6a hievor). Nachdem aber die Staatsvertragsbeschwerde dem Grundsatz der
relativen Subsidiarität unterstellt wurde und das Bundesgericht nicht mehr
als einzige Prüfungsinstanz zur Verfügung steht, greift folgerichtig
der Grundsatz des Novenverbots Platz. Ist dem Bundesgericht eine
kantonale Prüfungsinstanz vorgelagert, lässt sich nicht rechtfertigen,
Staatsvertragsbeschwerden hinsichtlich des Novenrechts anders als die
übrigen von der Ausnahmeregelung von Art. 86 Abs. 2 OG ebenfalls nicht
erfassten staatsrechtlichen Beschwerden zu behandeln.
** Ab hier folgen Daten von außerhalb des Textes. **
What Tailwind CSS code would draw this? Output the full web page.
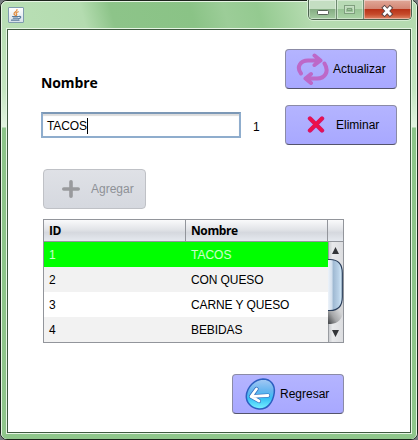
<!DOCTYPE html>
<html lang="es">
<head>
<meta charset="utf-8">
<title>Nombre</title>
<script src="https://cdn.jsdelivr.net/npm/@tailwindcss/browser@4"></script>
</head>
<body class="w-[418px] h-[440px] overflow-hidden bg-[#777b80] font-['Liberation_Sans',Arial,sans-serif] text-[12px] leading-[14px] text-black">
<div class="w-[418px] h-[440px] rounded-[7px] border border-[#1c241c] bg-[#e6f5e4]">
<div class="w-full h-full rounded-[6px] border border-[#e6f5e4] flex flex-col bg-[#b5dbb0]">
  <header class="h-[27px] shrink-0 flex justify-between pl-[6px] pr-[4px] rounded-t-[5px] bg-[linear-gradient(75deg,#b9dfb5_0,#b4dcb0_20%,#8dc489_27%,#8ac386_46%,#9ccd98_54%,#94ca90_62%,#b5dbb0_74%,#b5dbb0_100%)]">
    <div class="mt-[5px] w-4 h-4 border border-[#7f9cae] rounded-[1px] bg-linear-to-b from-white to-[#d8e2ea]">
      <svg class="block" width="14" height="14" viewBox="0 0 14 14" fill="none" stroke-linecap="round">
        <path d="M8 1.5C8.5 3.5 4.5 4 5 6C5.2 6.8 6 7 6.3 7.4M9.3 3.8C7 4.7 6.7 5.2 7.6 6.2C8 6.8 7.7 7.2 7.4 7.5" stroke="#e08a3c" stroke-width="1.2"/>
        <path d="M3.5 8.5H9.3M4.3 10.2H8.6M2.5 12.2H10M9.8 8.5C12.6 7.8 12.2 10.4 9.7 10.6" stroke="#587a9b" stroke-width="1.2"/>
      </svg>
    </div>
    <div class="-mt-[2px] flex w-[104px] h-[20px] rounded-b-[5px] border border-t-0 border-[#4d6450] shadow-[0_0_0_1px_#d5edd2] overflow-hidden">
      <div class="w-[28px] border-r border-[#6e8a70] bg-[linear-gradient(#c4dec2_0_50%,#86ad84_50%,#a5cda2)] shadow-[inset_0_0_0_1px_#ffffff66]">
        <svg class="block" width="27" height="20"><rect x="8.5" y="10.5" width="11" height="4" rx="1" fill="#fff" stroke="#566256"/></svg>
      </div>
      <div class="w-[27px] border-r border-[#6e8a70] bg-[linear-gradient(#b8dab5_0_50%,#98c495_50%,#abd4a7)] shadow-[inset_0_0_0_1px_#ffffff66]">
        <svg class="block" width="26" height="20" fill="none"><rect x="7.5" y="5.5" width="10" height="8" stroke="#7f9f7e"/><rect x="8.5" y="6.5" width="8" height="6" stroke="#c8dfc6"/><rect x="10.5" y="8.5" width="4" height="2" stroke="#7f9f7e"/></svg>
      </div>
      <div class="flex-1 bg-[linear-gradient(#e0a898_0,#d38573_48%,#b83318_50%,#c64a2b_75%,#df8665)] shadow-[inset_0_0_0_1px_#ffffff66]">
        <svg class="block" width="46" height="20" fill="none"><path d="M20.5 8L26 14M26 8L20.5 14" stroke="#564444" stroke-width="4.6" stroke-linecap="square"/><path d="M20.5 8L26 14M26 8L20.5 14" stroke="#fff" stroke-width="2.8" stroke-linecap="square"/></svg>
      </div>
    </div>
  </header>
  <div class="flex-1 flex justify-center pb-[5px] bg-[linear-gradient(#b8deb4_0,#c4e5c0_60px,#e2f3e0_98px,#8cc489_99px,#8fc68b_100%)] rounded-b-[5px]">
    <div class="w-[406px] h-[406px] -mt-px border border-[#e6f5e4]">
    <main class="w-[404px] h-[404px] border border-[#3f5a40] bg-white flex flex-col">
      <div class="flex justify-between pl-[33px] pr-[13px] pt-[19px]">
        <div class="flex flex-col">
          <div class="mt-[25px] h-[18px] text-[14px] leading-[18px] font-bold font-['Open_Sans','Noto_Sans',sans-serif] whitespace-nowrap tracking-[-0.1px]">Nombre</div>
          <div class="mt-[20px] flex items-center">
            <div class="w-[200px] h-[26px] border-2 border-[#8fadcd] border-t-[#7c98b6] shadow-[inset_0_2px_1px_#dcdcdc] flex items-center pl-[4px] pt-[1px]"><span class="tracking-[-0.1px]">TACOS</span><span class="w-px h-[16px] bg-black"></span></div>
            <span class="ml-[12px] pt-[3px]">1</span>
          </div>
        </div>
        <div class="flex flex-col gap-[16px]">
          <button class="w-[112px] h-[40px] rounded-[4px] border border-[#8b8ba6] border-b-[#54546c] bg-linear-to-b from-[#b4b4ff] to-[#a8a8ff] flex items-center pl-[10px] gap-[4px]">
            <svg width="33" height="34" viewBox="0 0 33 34" fill="none" stroke="#bd68c8" stroke-width="4" stroke-linecap="round" stroke-linejoin="round"><path d="M5 21.5C0 15 4.5 8.5 12 8.5H23M18.5 3.5L24.5 8.5L18.500 13M28.5 11.500C33.500 19.500 29 26.500 21 26.500H10.500M15 22L9.500 26.500L15 31"/></svg>
            <span>Actualizar</span>
          </button>
          <button class="w-[112px] h-[40px] rounded-[4px] border border-[#8b8ba6] border-b-[#54546c] bg-linear-to-b from-[#b4b4ff] to-[#a8a8ff] flex items-center pl-[21px] gap-[11px]">
            <svg width="18" height="18" viewBox="0 0 18 18" fill="none"><path d="M3 2.5L15 14.5M15 2.5L3 14.5" stroke="#d51468" stroke-width="4.4" stroke-linecap="round"/><path d="M3 2.500L14.500 14M14.500 2.500L3 14" stroke="#ec1248" stroke-width="2.600" stroke-linecap="round"/></svg>
            <span>Eliminar</span>
          </button>
        </div>
      </div>
      <button class="ml-[35px] mt-[24px] w-[103px] h-[40px] rounded-[4px] border border-[#bfc1c6] bg-linear-to-b from-[#dfe1e6] to-[#d5d8df] flex items-center pl-[18px] gap-[11px] text-[#8e9197]">
        <svg width="18" height="18" viewBox="0 0 18 18"><path d="M9 1.8V16.2M1.8 9H16.2" stroke="#999a9d" stroke-width="3.6" stroke-linecap="round"/></svg>
        <span>Agregar</span>
      </button>
      <section class="ml-[35px] mt-[10px] w-[301px] h-[124px] border border-[#92959b] flex flex-col">
        <div class="h-[22px] flex border-b border-[#92959b] bg-[linear-gradient(#fafafb_0,#e2e4e8_45%,#d5d8de_60%,#e5e9ef)] font-bold leading-[22px] tracking-[-0.4px] font-['Open_Sans','Noto_Sans',sans-serif]">
          <div class="w-[142px] pl-[5px] border-r border-[#92959b]">ID</div>
          <div class="w-[142px] pl-[5px] border-r border-[#92959b]">Nombre</div>
        </div>
        <div class="flex h-[100px]">
          <div class="w-[284px] leading-[26px]">
            <div class="flex h-[25px] bg-[#00ff00] text-white/80"><span class="w-[142px] pl-[5px]">1</span><span class="pl-[5px]">TACOS</span></div>
            <div class="flex h-[25px] bg-[#f2f2f2]"><span class="w-[142px] pl-[5px]">2</span><span class="pl-[5px] tracking-[-0.1px]">CON QUESO</span></div>
            <div class="flex h-[25px]"><span class="w-[142px] pl-[5px]">3</span><span class="pl-[5px] tracking-[-0.1px]">CARNE Y QUESO</span></div>
            <div class="flex h-[25px] bg-[#f2f2f2]"><span class="w-[142px] pl-[5px]">4</span><span class="pl-[5px] tracking-[-0.1px]">BEBIDAS</span></div>
          </div>
          <svg class="block" width="15" height="100" viewBox="0 0 15 100">
            <defs>
              <linearGradient id="track"><stop offset="0" stop-color="#c4c6ca"/><stop offset=".3" stop-color="#e8e9eb"/><stop offset="1" stop-color="#dcdde0"/></linearGradient>
              <linearGradient id="thumb"><stop offset="0" stop-color="#edf3fa"/><stop offset=".28" stop-color="#d2dfed"/><stop offset=".36" stop-color="#9fb9d2"/><stop offset=".75" stop-color="#bad2e8"/><stop offset="1" stop-color="#d8effc"/></linearGradient>
              <linearGradient id="shade" x1="1" y1="0" x2="0" y2="1"><stop offset=".3" stop-color="#d4d5d7"/><stop offset=".65" stop-color="#a5a6a8"/><stop offset=".95" stop-color="#4d4f52"/></linearGradient>
            </defs>
            <rect width="15" height="100" fill="url(#track)"/>
            <path d="M0 60H15V72C12 80 8 82 0 82Z" fill="url(#shade)"/>
            <path d="M0 17.5H2C10 17.5 14.3 22 14.3 31V55C14.3 64 10 68.5 2 68.5H0Z" fill="url(#thumb)"/>
            <path d="M0 17.5H2C10 17.5 14.3 22 14.3 31V55C14.3 64 10 68.5 2 68.5H0" fill="none" stroke="#293d5a" stroke-width="1.2"/>
            <path d="M4 12L7.5 5L11 12ZM4 88L7.5 95L11 88Z" fill="#333538"/>
            <path d="M.5 0V17M.5 82V100" stroke="#999ca1"/>
          </svg>
        </div>
      </section>
      <button class="ml-[224px] mt-[31px] w-[112px] h-[40px] rounded-[4px] border border-[#8b8ba6] border-b-[#54546c] bg-linear-to-b from-[#b4b4ff] to-[#a8a8ff] flex items-center pl-[12px] gap-[4px]">
        <svg width="31" height="34" viewBox="0 0 31 34">
          <defs><linearGradient id="orb" x1="0" y1="0" x2="0" y2="1"><stop offset="0" stop-color="#a5c9f4"/><stop offset=".4" stop-color="#65b4ef"/><stop offset=".65" stop-color="#38c0f5"/><stop offset="1" stop-color="#7af3ff"/></linearGradient></defs>
          <path d="M18 2C26 2 30 8 29.3 15.5C28 26 22 32.5 14 32C6 31.5 1 25 1.3 19C2 10 9.5 2.5 18 2Z" fill="url(#orb)" stroke="#2c5fc0" stroke-width="1.5"/>
          <path d="M11.5 12L6 19.5L14 24M7 19.300L23 18.500" fill="none" stroke="#2e68bb" stroke-width="4.2" stroke-linecap="round" stroke-linejoin="round"/>
          <path d="M11.5 12L6 19.5L14 24M7 19.300L23 18.500" fill="none" stroke="#fff" stroke-width="2.8" stroke-linecap="round" stroke-linejoin="round"/>
        </svg>
        <span>Regresar</span>
      </button>
    </main>
    </div>
  </div>
</div>
</div>
</body>
</html>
Soweit sich aus
der publizierten Rechtsprechung etwas anderes ergibt, ist daran nicht
festzuhalten. Dieser Praxisänderung haben die anderen Abteilungen des
Bundesgerichts im Verfahren nach Art. 16 OG zugestimmt.
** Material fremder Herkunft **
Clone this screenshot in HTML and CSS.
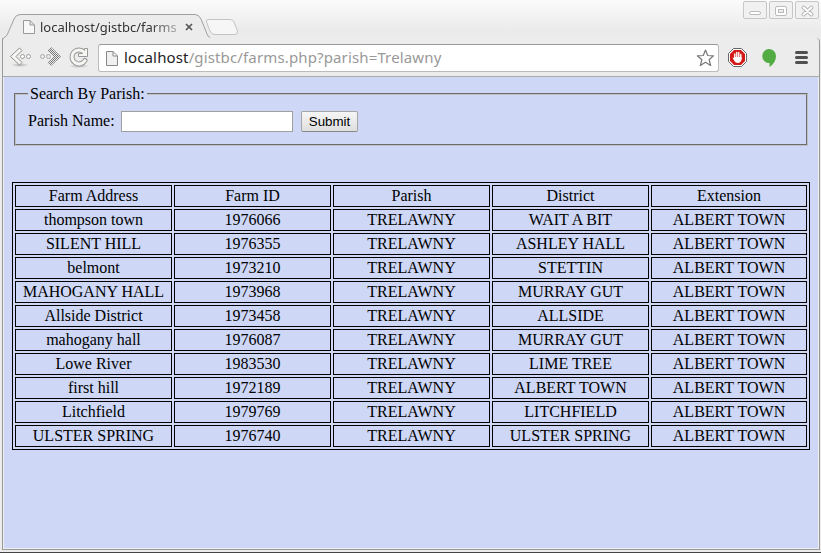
FILE: index.html
```html
<!DOCTYPE html>
<html lang="en">
<head>
<meta charset="utf-8">
<title>Farms</title>
<link rel="stylesheet" href="styles.css">
</head>
<body>
<div class="window">
  <header class="titlebar">
    <svg class="tab-shape" width="244" height="40" viewBox="0 0 244 40">
      <path d="M2.5 40V39Q6 38 8 33L14 19Q16 14.500 20 14.500H195Q199 14.500 201 19L207 34Q209 38.500 213 38.500V40Z" fill="#ececec"/>
      <path d="M2.500 40Q3 38 5 37Q7 36 8 33L14 19Q16 14.500 20 14.500H195Q199 14.500 201 19L207 34Q208 37 210 37.500" fill="none" stroke="#a0a0a0"/>
      <path d="M208 19.500H230Q233 19.500 234 22L237.500 31Q238 34.500 235 34.500H215Q211.500 34.500 210 31L206.500 22Q206 19.500 208 19.500Z" fill="#f6f6f6" stroke="#c4c4c4"/>
    </svg>
    <div class="tab">
      <svg width="12" height="14" viewBox="0 0 12 14"><path d="M.5.500H7L11.500 5V13.500H.5ZM7 .5V5H11.500" fill="#f8f8f8" stroke="#999"/></svg>
      <span class="tab-title">localhost/gistbc/farms</span>
      <svg width="8" height="8" viewBox="0 0 8 8"><path d="M1 1L7 7M7 1L1 7" stroke="#555" stroke-width="1.700"/></svg>
    </div>
    <div class="controls">
      <span class="control"><svg width="22" height="16"><rect x="5.500" y="9.500" width="11" height="3" rx="1.500" fill="#fff" stroke="#bbb"/></svg></span>
      <span class="control"><svg width="22" height="16"><rect x="5.500" y="4.500" width="11" height="9" rx="1.500" fill="#fff" stroke="#bbb"/><rect x="8.500" y="7.500" width="5" height="3" fill="#eee" stroke="#bbb"/></svg></span>
      <span class="control"><svg width="22" height="16"><path d="M7.500 5.500L15.500 12.500M15.500 5.500L7.500 12.500" stroke="#b5b5b5" stroke-width="4" stroke-linecap="round"/><path d="M7.500 5.500L15.500 12.500M15.500 5.500L7.500 12.500" stroke="#fff" stroke-width="2" stroke-linecap="round"/></svg></span>
    </div>
  </header>
  <nav class="toolbar">
    <svg class="nav-icons" width="90" height="30" viewBox="0 43 90 30">
      <defs><pattern id="dots" width="2" height="2" patternUnits="userSpaceOnUse"><path d="M0 0H1V1H0ZM1 1H2V2H1Z" fill="#777"/></pattern>
      <radialGradient id="shade"><stop offset="0" stop-color="#888" stop-opacity=".6"/><stop offset="1" stop-color="#888" stop-opacity="0"/></radialGradient></defs>
      <ellipse cx="20" cy="65" rx="9" ry="2" fill="url(#shade)"/>
      <ellipse cx="79" cy="66" rx="10" ry="2" fill="url(#shade)"/>
      <path d="M19.500 48L10.500 56.500L19.500 65L22 62.500L16 56.500L22 50.500Z" fill="#f6f6f2" stroke="#8e8e8e" stroke-linejoin="round"/>
      <g fill="#fff" stroke="#999"><circle cx="22.500" cy="56.500" r="2"/><circle cx="28.500" cy="56.500" r="2"/></g>
      <path d="M51 47L61 56.500L51 66L47.500 63L54 56.500L47.500 50.500Z" fill="url(#dots)"/>
      <g fill="none" stroke="#aaa"><circle cx="42.500" cy="56.500" r="2"/><circle cx="48.500" cy="56.500" r="2"/></g>
      <path d="M84 52A7 7 0 1 0 85 60.500" fill="none" stroke="#999" stroke-width="5" stroke-linecap="round"/>
      <path d="M87.500 48.500V56.500H78.500V53.500H82.500L84.500 51V48.500Z" fill="#f6f6f2" stroke="#999" stroke-linejoin="round"/>
      <path d="M84 52A7 7 0 1 0 85 60.500" fill="none" stroke="#f6f6f2" stroke-width="3" stroke-linecap="round"/>
    </svg>
    <div class="omnibox">
      <svg width="12" height="15" viewBox="0 0 12 15"><path d="M.5.500H7L11.500 5V14.500H.5ZM7 .5V5H11.500" fill="#f0f0f0" stroke="#888"/></svg>
      <span class="url"><span class="host">localhost</span>/gistbc/farms.php?parish=Trelawny</span>
      <svg width="18" height="18" viewBox="0 0 18 18"><path d="M9.500 1L11.700 6.500L17.500 6.800L13.100 10.700L14.700 16.500L9.500 13.200L4.300 16.500L5.900 10.700L1.300 6.800L7.300 6.500Z" fill="#fff" stroke="#777" stroke-width="1.200" stroke-linejoin="round"/></svg>
    </div>
    <svg class="extensions" width="84" height="22" viewBox="727 47 84 22">
      <path d="M733.500 48.500H741.500L746.500 53.500V61.500L741.500 66.500H733.500L728.500 61.500V53.500Z" fill="#fff" stroke="#666"/>
      <path d="M734 50H741L745 54V61L741 65H734L730 61V54Z" fill="#d51818"/>
      <path d="M734.800 54V59M736.800 52.500V59M738.800 52.500V59M740.800 54.500V59" stroke="#fff" stroke-width="1.400" stroke-linecap="round"/>
      <path d="M732.500 57.500L734.500 58V57H741.500V60Q740.500 63 738 63Q735.500 63 734 60.500Z" fill="#fff"/>
      <path d="M769 49A7 7 0 0 1 776 56Q776 62.500 769.500 67V63A7 7 0 0 1 769 49Z" fill="#53ab43"/>
      <path d="M796.500 52.500H806.500M796.500 57.500H806.500M796.500 62.500H806.500" stroke="#505050" stroke-width="3" stroke-linecap="round"/>
    </svg>
  </nav>
  <main class="page">
    <form class="search-form">
      <fieldset class="search">
        <legend>Search By Parish:</legend>
        <div class="field"><label for="parish">Parish Name:</label><input id="parish" type="text"><button type="button">Submit</button></div>
      </fieldset>
    </form>
    <table class="farms">
      <colgroup><col span="4" class="wide"><col class="last"></colgroup>
      <tr><td>Farm Address</td><td>Farm ID</td><td>Parish</td><td>District</td><td>Extension</td></tr>
      <tr><td>thompson town</td><td>1976066</td><td>TRELAWNY</td><td>WAIT A BIT</td><td>ALBERT TOWN</td></tr>
      <tr><td>SILENT HILL</td><td>1976355</td><td>TRELAWNY</td><td>ASHLEY HALL</td><td>ALBERT TOWN</td></tr>
      <tr><td>belmont</td><td>1973210</td><td>TRELAWNY</td><td>STETTIN</td><td>ALBERT TOWN</td></tr>
      <tr><td>MAHOGANY HALL</td><td>1973968</td><td>TRELAWNY</td><td>MURRAY GUT</td><td>ALBERT TOWN</td></tr>
      <tr><td>Allside District</td><td>1973458</td><td>TRELAWNY</td><td>ALLSIDE</td><td>ALBERT TOWN</td></tr>
      <tr><td>mahogany hall</td><td>1976087</td><td>TRELAWNY</td><td>MURRAY GUT</td><td>ALBERT TOWN</td></tr>
      <tr><td>Lowe River</td><td>1983530</td><td>TRELAWNY</td><td>LIME TREE</td><td>ALBERT TOWN</td></tr>
      <tr><td>first hill</td><td>1972189</td><td>TRELAWNY</td><td>ALBERT TOWN</td><td>ALBERT TOWN</td></tr>
      <tr><td>Litchfield</td><td>1979769</td><td>TRELAWNY</td><td>LITCHFIELD</td><td>ALBERT TOWN</td></tr>
      <tr><td>ULSTER SPRING</td><td>1976740</td><td>TRELAWNY</td><td>ULSTER SPRING</td><td>ALBERT TOWN</td></tr>
    </table>
  </main>
</div>
</body>
</html>
```
FILE: styles.css
```css
* { box-sizing: border-box; }
body { margin: 0; overflow: hidden; }
svg { display: block; flex: none; }

.window {
  display: flex;
  flex-direction: column;
  height: 553px;
  padding-bottom: 2px;
  background: #ececec;
  border-bottom: 1px solid #444;
}

.titlebar {
  position: relative;
  display: flex;
  justify-content: space-between;
  height: 38px;
  flex: none;
  background: linear-gradient(#fbfbfb, #ebebeb 30px);
}
.tab-shape { position: absolute; left: 0; top: 0; z-index: 1; }
.tab {
  position: relative;
  z-index: 2;
  display: flex;
  align-items: center;
  height: 24px;
  margin: 15px 0 0 23px;
}
.tab-title {
  width: 138px;
  margin: 0 7px 0 5px;
  overflow: hidden;
  white-space: nowrap;
  font: 13px/20px "Noto Sans", "Open Sans", sans-serif;
  color: #333;
  -webkit-mask-image: linear-gradient(90deg, #000 110px, rgba(0,0,0,.3) 138px);
  mask-image: linear-gradient(90deg, #000 110px, rgba(0,0,0,.3) 138px);
}
.controls { display: flex; gap: 2px; padding: 1px 2px 0 0; }
.control {
  width: 24px;
  height: 18px;
  border: 1px solid #c6c6c6;
  border-radius: 2px;
  background: #f1f1f1;
}

.toolbar {
  display: flex;
  align-items: flex-start;
  height: 39px;
  flex: none;
  margin: 0 1px 0 2px;
  padding-top: 5px;
  border-left: 1px solid #999;
  border-right: 1px solid #999;
  border-bottom: 1px solid #aaa;
  border-top-right-radius: 4px;
  background: #ececec;
}
.nav-icons { margin-left: -3px; }
.omnibox {
  display: flex;
  align-items: center;
  width: 621px;
  height: 28px;
  margin: 1px 0 0 8px;
  padding: 0 4px 0 7px;
  border: 1px solid #bbb;
  border-top-color: #999;
  border-radius: 3px;
  background: #fff;
}
.url {
  flex: 1;
  margin-left: 6px;
  font: 15px/20px "Noto Sans", "Open Sans", sans-serif;
  letter-spacing: .14px;
  position: relative;
  top: -1px;
  color: #999;
  white-space: nowrap;
}
.host { color: #222; }
.extensions { margin: 4px 0 0 8px; }

.page {
  flex: 1;
  margin: 0 1px 0 2px;
  padding: 8px;
  border-left: 1px solid #999;
  border-right: 1px solid #999;
  border-bottom: 1px solid #999;
  background: #ced7f6;
  box-shadow: inset 1px 0 #eee, inset -1px -1px #eee;
  font: 16px/18px "Liberation Serif", "Times New Roman", serif;
  color: #000;
}
.search-form { margin: 0 1px 36px; }
.search {
  width: 794px;
  height: 61px;
  margin: 0 2px;
  padding: 0 12px;
  border: 2px groove #c0c0c0;
}
.search legend { padding: 0 2px; }
.field { display: flex; align-items: center; height: 21px; margin-top: 8px; }
.field label { width: 93px; position: relative; top: -1px; }
.field input {
  width: 172px;
  height: 21px;
  border: 1px solid #a0a0a0;
  border-radius: 0;
  padding: 1px;
  background: #fff;
}
.field button {
  width: 57px;
  height: 21px;
  margin-left: 8px;
  padding: 0;
  border: 1px solid #a6a6a6;
  border-bottom-color: #888;
  border-radius: 2px;
  background: linear-gradient(#f6f6f6, #dedede);
  font: 13.333px "Liberation Sans", Arial, sans-serif;
  color: #000;
}

.farms {
  width: 798px;
  margin-left: 1px;
  table-layout: fixed;
  border: 1px solid #000;
  border-spacing: 2px;
  text-align: center;
}
.wide { width: 157px; }
.last { width: 156px; }
.farms td { height: 22px; padding: 1px; border: 1px solid #000; }
```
    Damit gilt auch im Verfahren der staatsrechtlichen Beschwerde wegen
Verletzung von Staatsverträgen mit dem Ausland das grundsätzliche Verbot,
neue Tatsachenbehauptungen sowie rechtliche Argumente vorzubringen
und neue Beweisanträge zu stellen. Festzuhalten ist allerdings, dass
nach der Praxis des Bundesgerichts in den folgenden vier Fallgruppen
Ausnahmen gelten. So sind neue Vorbringen rechtlicher und tatsächlicher
Art zulässig, zu deren Geltendmachung erst die Begründung des angefochtenen
Entscheides Anlass gibt. Ebenfalls zuzulassen sind neue Vorbringen zu
Gesichtspunkten, die sich aufdrängen und die deshalb von der kantonalen
Instanz offensichtlich hätten berücksichtigt werden müssen (BGE 99 Ia 113
E. 4a mit Hinweisen). Eine weitere Ausnahme gilt sodann für Vorbringen,
die erstmals im Rahmen von Sachverhaltsabklärungen gemäss Art. 95 OG
Bedeutung erlangen (BGE 107 Ia 187 E. 2b mit Hinweisen). Neue rechtliche
Vorbringen werden schliesslich zugelassen, falls die letzte kantonale
Instanz volle Überprüfungsbefugnis besass und das Recht von Amtes wegen
anzuwenden hatte (BGE 119 Ia 88 E. 1a; 107 Ia 187 E. 2b; zum Ganzen:
KÄLIN, Das Verfahren der staatsrechtlichen Beschwerde, 2. Aufl., Bern 1994,
S. 369 f.).

    d) Aus dieser Praxisänderung ergeben sich jedoch nicht
zwingend Konsequenzen für die Kognition des Bundesgerichts in
Sachverhaltsfragen. Das Bundesgericht hat seine Befugnis zur freien
Sachverhaltsprüfung nie mit dem Novenrecht oder der Entbehrlichkeit, den
kantonalen Instanzenzug auszuschöpfen, begründet (vgl. BGE 81 I 139 E. 1;
84 I 30 E. 1; 93 I 164 E. 2; 98 Ia 549 E. 1c; 101 Ia 521 E. 1b). In BGE
83 I 16 hat es der Kognition und dem Novenrecht je eine selbständige
Erwägung gewidmet (E. 1 und 2). Sodann hat es die Befugnis zur freien
Sachverhaltsprüfung nie auf die zulässig vorgebrachten Noven beschränkt,
sondern ausdrücklich auf den vorinstanzlich festgestellten Sachverhalt
bezogen (BGE 85 I 39 E. 1; 93 I 49 E. 2) und als gesetzeskonform erachtet,
dass seine Kognition bei Beurteilung einer Staatsvertragsrüge weiter
geht als bei einer identischen Rüge, welche sich auf das innerstaatliche,
auch das eidgenössische Recht stützt (BGE 116 II 625 E. 3b). An der freien
Sachverhaltsprüfung im Rahmen von Staatsvertragsbeschwerden im Sinne der
zitierten Rechtsprechung ist daher festzuhalten.